6. Aside from terrestrial radio, satellite radio also competes with Internet radio, cell phones with streaming content, MP3 players, and even CD players. It is common sense that a consumer will only be listening to one of these formats at any given time. They all compete for consumer attention.
The irony in this is that common sense on 6 points that took about ten minutes to compile can shoot down virtually everything in a 90 page report that took countless hours and many dollars to develop.
Position – Long Sirius, Long XM
These people do not understand that subscribers choose to pay for radio. If I am not happy with the pricing, I cancel my subscription. It is that simple. NAB and all the other idiots are not looking out for the consumer. They are looking out for their own interests. They want it to appear they are looking out for the consumer. Why would the NAB be looking out for me, a three sub subscriber? The messege that needs to be sent is that sat radio is not holding a gun to anyone’s head and forcing them to subscribe to sat radio. They have no augument…it is my choice.
It’s very interesting that they would counter terrestrial radio being competition. I’m currently working on a case study for a strategtic management course, and the authors of my textbook, Charles Hill and Gareth Jones, site 3 sources of competion. One source, of course, being terrestrial radio.
The other two sources being both internet radio and satellite television!
I find this exceptionally interesting, as I ended up with Sirius radio, after weighing my options — satellite tv being one of them.
Further….again Sat Radio is my choice. It is not like your electric service…you have no choice, water service…you have no choice…heating gas…you have no choice…car insurance…you must have. Cable TV…I have NO choice and MUST pay to receive. House insurance..you MUST have. Sat Radio…MY CHOICE not anyone else’s.
I do some work with the NAB, and the argument that satellite and terrestrial radio are in direct competition simply because they compete for consumers’ attention is incredibly weak. Using that argument, one could assert that satellite radio is in direct competition with not only terrestrial radio but also CDs, MP3 players, the Internet, TV, video games, movies, the theater, books, knitting, etc…
Nabisco.
How is such an argument weak. The fundamental reason for existence of audio entertainment is having listeners. Television stations compete with each other for viewers. They also compete with other mediums as well. Do you think NBC, CBS, and ABC have seen an impact from cable channels? Have you seen studies that show that the growth of the Internet has cut down the amount of television viewership?
The point is exactly that various mediums are in direct competition with each other. Terrestrial radio also competes with CD players and MP3 devices.
These businesses NEED listeners. In order to obtain listeners they have to offer a compelling product or service. Terrestrial has some advantages, satellite radio has some advantages, CD players and MP3 players do as well.
When looking at the competitive landscape, one needs to get down to the ROOT of what consumers seek. The ROOT is entertainment and information.

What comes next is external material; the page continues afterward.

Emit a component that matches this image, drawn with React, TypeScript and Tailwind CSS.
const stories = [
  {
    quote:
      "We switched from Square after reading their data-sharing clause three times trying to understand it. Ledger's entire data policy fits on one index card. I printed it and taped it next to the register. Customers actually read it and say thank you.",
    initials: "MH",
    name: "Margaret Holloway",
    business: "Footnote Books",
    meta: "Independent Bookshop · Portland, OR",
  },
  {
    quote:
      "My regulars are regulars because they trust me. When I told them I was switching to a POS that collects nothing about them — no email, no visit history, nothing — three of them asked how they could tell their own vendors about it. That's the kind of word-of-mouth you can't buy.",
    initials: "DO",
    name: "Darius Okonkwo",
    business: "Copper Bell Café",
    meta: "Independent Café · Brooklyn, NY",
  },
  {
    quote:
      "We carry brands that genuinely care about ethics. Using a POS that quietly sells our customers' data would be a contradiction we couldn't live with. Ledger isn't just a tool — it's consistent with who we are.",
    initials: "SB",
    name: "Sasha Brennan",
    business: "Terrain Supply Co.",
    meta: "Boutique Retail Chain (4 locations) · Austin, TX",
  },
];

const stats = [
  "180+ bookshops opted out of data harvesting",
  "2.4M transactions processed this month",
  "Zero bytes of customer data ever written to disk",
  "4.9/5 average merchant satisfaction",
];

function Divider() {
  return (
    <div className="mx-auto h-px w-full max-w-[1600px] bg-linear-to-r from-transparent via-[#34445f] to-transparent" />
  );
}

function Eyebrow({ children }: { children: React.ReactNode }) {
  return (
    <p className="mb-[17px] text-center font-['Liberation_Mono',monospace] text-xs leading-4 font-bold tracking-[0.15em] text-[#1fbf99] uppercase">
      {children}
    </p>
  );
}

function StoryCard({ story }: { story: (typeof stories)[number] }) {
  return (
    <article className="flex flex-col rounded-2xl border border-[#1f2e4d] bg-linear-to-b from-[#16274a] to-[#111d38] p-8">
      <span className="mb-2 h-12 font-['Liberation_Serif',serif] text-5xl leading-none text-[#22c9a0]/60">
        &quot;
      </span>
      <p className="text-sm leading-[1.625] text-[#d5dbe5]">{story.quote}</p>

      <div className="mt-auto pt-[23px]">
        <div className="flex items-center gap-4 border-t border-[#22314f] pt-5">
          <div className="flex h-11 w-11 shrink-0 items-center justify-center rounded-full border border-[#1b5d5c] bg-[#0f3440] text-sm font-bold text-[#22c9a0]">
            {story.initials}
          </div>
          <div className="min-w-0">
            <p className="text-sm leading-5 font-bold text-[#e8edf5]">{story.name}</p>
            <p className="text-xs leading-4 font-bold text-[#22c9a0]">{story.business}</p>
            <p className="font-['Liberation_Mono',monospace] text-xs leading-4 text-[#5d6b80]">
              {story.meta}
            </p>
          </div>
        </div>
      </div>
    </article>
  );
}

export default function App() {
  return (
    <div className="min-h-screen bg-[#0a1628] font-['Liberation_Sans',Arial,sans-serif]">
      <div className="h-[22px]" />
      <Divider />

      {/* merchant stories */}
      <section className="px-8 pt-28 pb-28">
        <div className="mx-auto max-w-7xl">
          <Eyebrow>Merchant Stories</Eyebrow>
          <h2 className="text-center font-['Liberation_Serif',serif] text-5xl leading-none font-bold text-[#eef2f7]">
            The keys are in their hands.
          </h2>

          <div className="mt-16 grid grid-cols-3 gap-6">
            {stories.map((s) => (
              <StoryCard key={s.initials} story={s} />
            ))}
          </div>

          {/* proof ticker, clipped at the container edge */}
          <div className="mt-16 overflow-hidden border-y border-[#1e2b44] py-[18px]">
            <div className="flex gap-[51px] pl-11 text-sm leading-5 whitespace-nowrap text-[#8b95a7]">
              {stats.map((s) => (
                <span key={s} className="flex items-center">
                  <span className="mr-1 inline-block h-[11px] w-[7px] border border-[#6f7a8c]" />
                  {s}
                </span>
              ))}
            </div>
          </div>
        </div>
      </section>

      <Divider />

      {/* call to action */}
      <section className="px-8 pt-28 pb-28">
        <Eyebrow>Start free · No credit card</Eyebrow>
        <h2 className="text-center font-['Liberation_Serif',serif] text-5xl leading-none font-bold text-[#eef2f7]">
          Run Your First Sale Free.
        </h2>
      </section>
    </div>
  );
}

I have met people who will state quite clearly that they have given up television because they now read more books. While the presumption that the latest novel competes with television seems silly, consider what would happen if 30,000,000 people did the same. Do you think that the board rooms of CBS, etc. would be talking about this issue? You bet they would.

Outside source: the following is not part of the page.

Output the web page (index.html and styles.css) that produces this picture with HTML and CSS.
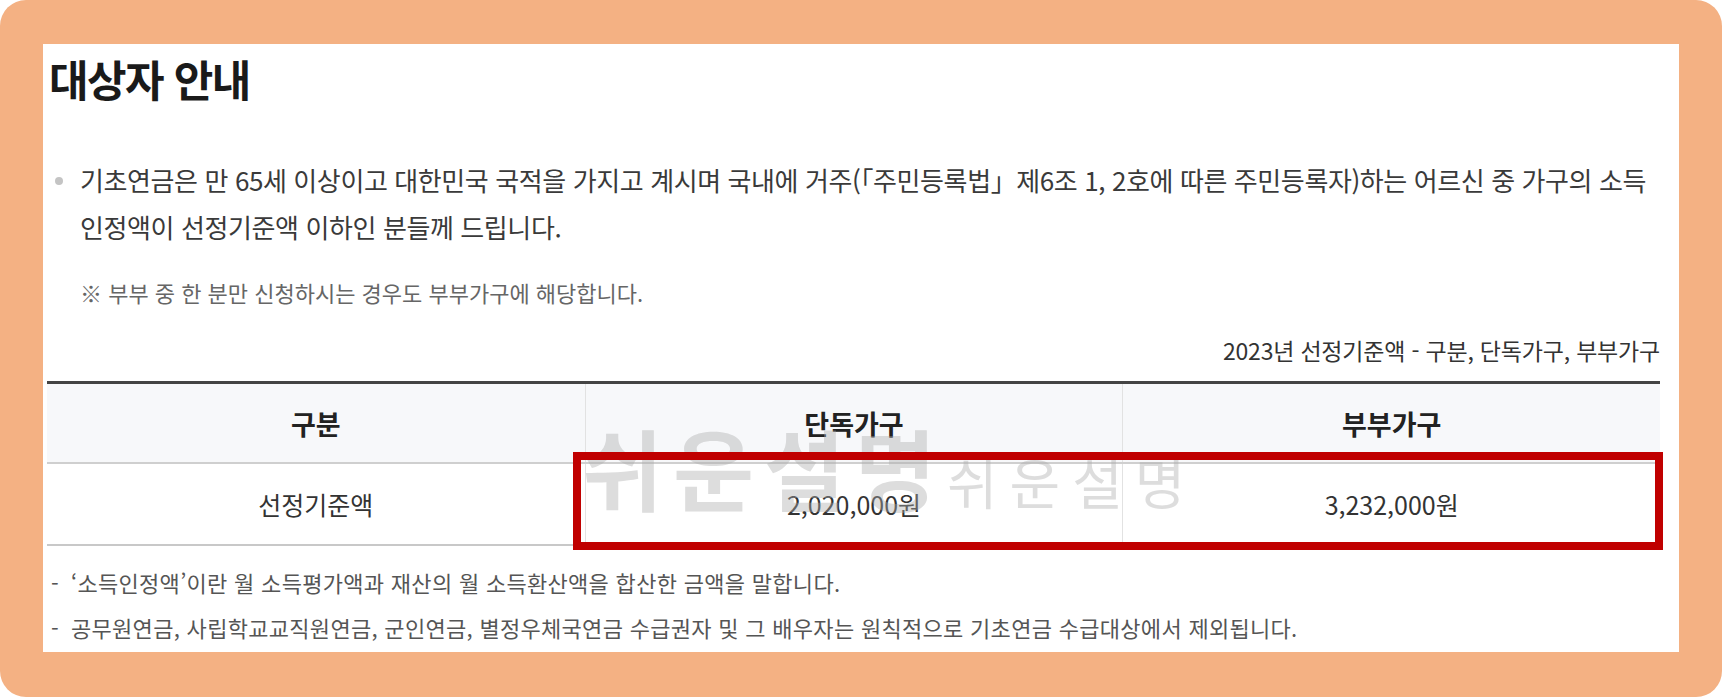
FILE: index.html
```html
<!DOCTYPE html>
<html lang="ko">
<head>
  <meta charset="UTF-8" />
  <meta name="viewport" content="width=device-width, initial-scale=1.0"/>
  <title>대상자 안내 - 기초연금</title>
  <link rel="stylesheet" href="styles.css">
</head>
<body>
  <div class="moldura">
    <section class="painel">
      <h2 class="titulo">대상자 안내</h2>

      <ul class="lista-info">
        <li>기초연금은 만 65세 이상이고 대한민국 국적을 가지고 계시며 국내에 거주(「주민등록법」제6조 1, 2호에 따른 주민등록자)하는 어르신 중 가구의 소득 인정액이 선정기준액 이하인 분들께 드립니다.</li>
      </ul>
      <p class="nota">※ 부부 중 한 분만 신청하시는 경우도 부부가구에 해당합니다.</p>

      <p class="legenda">2023년 선정기준액 - 구분, 단독가구, 부부가구</p>

      <div class="tabela-box">
        <div class="tabela">
          <div class="linha cabecalho">
            <div class="celula">구분</div>
            <div class="celula">단독가구</div>
            <div class="celula">부부가구</div>
          </div>
          <div class="linha corpo">
            <div class="celula">선정기준액</div>
            <div class="celula">2,020,000원</div>
            <div class="celula">3,232,000원</div>
          </div>
        </div>
        <!-- marca d'agua e destaque ficam por cima da tabela -->
        <span class="marca marca-grande">쉬운설명</span>
        <span class="marca marca-pequena">쉬운설명</span>
        <div class="destaque"></div>
      </div>

      <ul class="rodape-notas">
        <li>‘소득인정액’이란 월 소득평가액과 재산의 월 소득환산액을 합산한 금액을 말합니다.</li>
        <li>공무원연금, 사립학교교직원연금, 군인연금, 별정우체국연금 수급권자 및 그 배우자는 원칙적으로 기초연금 수급대상에서 제외됩니다.</li>
      </ul>
    </section>
  </div>
</body>
</html>
```

FILE: styles.css
```css
:root {
  --cor-moldura: #f4b183;
  --cor-texto: #333;
  --cor-cinza: #666;
  --cor-vermelho: #c00000;
}

* {
  margin: 0;
  padding: 0;
  box-sizing: border-box;
}

body {
  font-family: "Noto Sans CJK KR", "Noto Sans", sans-serif;
  background-color: #fff;
  color: var(--cor-texto);
  width: 1722px;
  height: 697px;
  overflow: hidden;
}

.moldura {
  background-color: var(--cor-moldura);
  border-radius: 26px;
  height: 697px;
  padding: 44px 43px 45px 43px;
}

.painel {
  background-color: #fff;
  height: 100%;
  padding: 8px 19px 0 4px;
}

.titulo {
  font-size: 43px;
  line-height: 52px;
  font-weight: bold;
  color: #1a1a1a;
  letter-spacing: -1.5px;
  margin-left: 2px;
}

.lista-info {
  list-style: none;
  margin-top: 52px;
}

.lista-info li {
  position: relative;
  padding-left: 33px;
  font-size: 26px;
  line-height: 47px;
  letter-spacing: -0.4px;
  color: #3a3a3a;
  word-break: keep-all;
}

.lista-info li::before {
  content: "";
  position: absolute;
  left: 8px;
  top: 21px;
  width: 8px;
  height: 8px;
  border-radius: 50%;
  background-color: #c4c4c4;
}

.nota {
  font-size: 22px;
  line-height: 30px;
  color: var(--cor-cinza);
  padding-left: 33px;
  margin-top: 27px;
}

.legenda {
  text-align: right;
  font-size: 23px;
  line-height: 30px;
  letter-spacing: -0.2px;
  margin-top: 28px;
}

.tabela-box {
  position: relative;
  margin-top: 16px;
}

.tabela {
  border-top: 3px solid #444;
  border-bottom: 2px solid #c8c8c8;
}

.linha {
  display: grid;
  grid-template-columns: repeat(3, 1fr);
}

.celula {
  display: flex;
  align-items: center;
  justify-content: center;
  border-left: 1px solid #e2e2e2;
}

.celula:first-child {
  border-left: none;
}

.cabecalho {
  height: 80px;
  background-color: #f7f8fa;
  border-bottom: 2px solid #cfcfcf;
  font-size: 27px;
  font-weight: bold;
  color: #222;
}

.corpo {
  height: 80px;
  font-size: 25px;
  color: #333;
}

.marca {
  position: absolute;
  color: rgba(170, 170, 170, 0.4);
  white-space: nowrap;
  pointer-events: none;
}

.marca-grande {
  left: 535px;
  top: 35px;
  font-size: 88px;
  line-height: 100px;
  font-weight: bold;
  letter-spacing: 10px;
}

.marca-pequena {
  left: 900px;
  top: 64px;
  font-size: 55px;
  line-height: 70px;
  letter-spacing: 12px;
}

.destaque {
  position: absolute;
  left: 526px;
  top: 71px;
  width: 1090px;
  height: 98px;
  border: 8px solid var(--cor-vermelho);
}

.rodape-notas {
  list-style: none;
  margin-top: 21px;
}

.rodape-notas li {
  position: relative;
  padding-left: 24px;
  font-size: 22px;
  line-height: 30px;
  letter-spacing: 0.3px;
  color: #555;
  margin-bottom: 15px;
}

.rodape-notas li::before {
  content: "-";
  position: absolute;
  left: 4px;
  top: 0;
}
```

At a root level there is competition for attention of consumers. Within that very basic level of competition there are segments that compete more directly with each other. Still further, there are even closer competitive relationships as the content becomes more specific.

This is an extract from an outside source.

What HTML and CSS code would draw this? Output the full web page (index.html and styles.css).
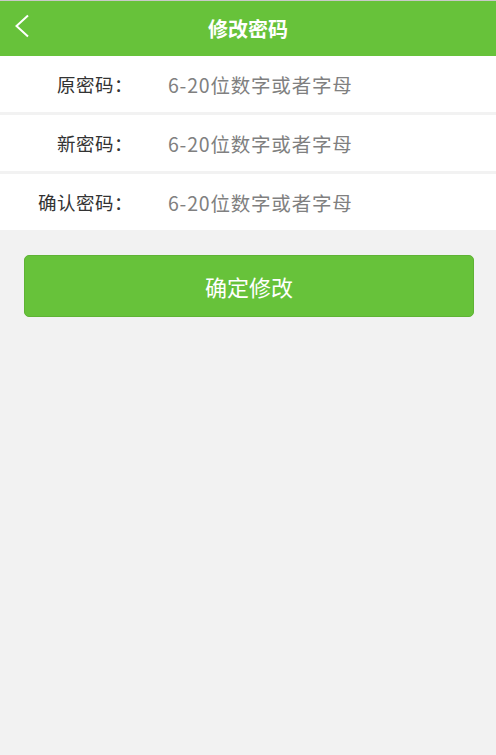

Look at you typical terrestrial radio dial. All of the stations on that dial are competing for listeners. A Classic Rock station is not only competing with another classic rock station, but also a talk radio station, and a Jazz station. What if that market has no country station and there is a country music fan? Does terrestrial radio in that market lose a listener to an iPod, or satellite radio? You bet they do.
To argue that the audio entertainment sector is not competing for consumer attention is the weak argument.
I like this particular comment from the Sidak report:
“There can be no doubt that the cross-price elasticity of demand of potential SDARS customers is more sensitive than that of existing SDARS customers. But the only class of customers whose elasticity matters for defining the relevant product market under the Merger Guidelines is existing SDARS customers.”
If the “relevant product market” just includes existing customers, then satellite radio is not a viable product market, since they do not have nearly enough subscribers to make a profit yet. That pretty much destroys the premise for the rest of his report. It takes a lot of balls to say that potential subscribers mean nothing.
Tyler, I agree that all of those different mediums compete with one another for consumers’ attention. But in the context of the merger argument, and using your example, if television is losing viewers to the Internet, should we allow all of the television stations to merge so that they can better compete with the Internet’s offerings? Of course not. So why should we treat satellite radio any differently?
Nabisco
Using this arguement why disallow a merger between television stations?
Nabisco –
The difference is market share. Sirius and XM combine for a total of about 5% of radio listeners. They don’t even have enough subscribers yet to make a profit, with or without the merger. Does that sound like a company that will have excessive market power?
It sounds like the satellite radio companies’ problems lie with their product and the free market, not the FCC. The government shouldn’t be abandoning long-standing anti-monopoly laws simply because the Karmazin and Parson aren’t making as much money as they’d like.
Nabisco….
The first thing that needs to be addressed is the “monopoly” thinking. The Department of Justice is charged with making that determination. In doing so they will consider many factors. No laws have to be abandoned here. It is a study of the marketplace, and any impacts this merger may have on that marketplace. Just because the NAB decides to characterize the merger as a monopoly does not make it so.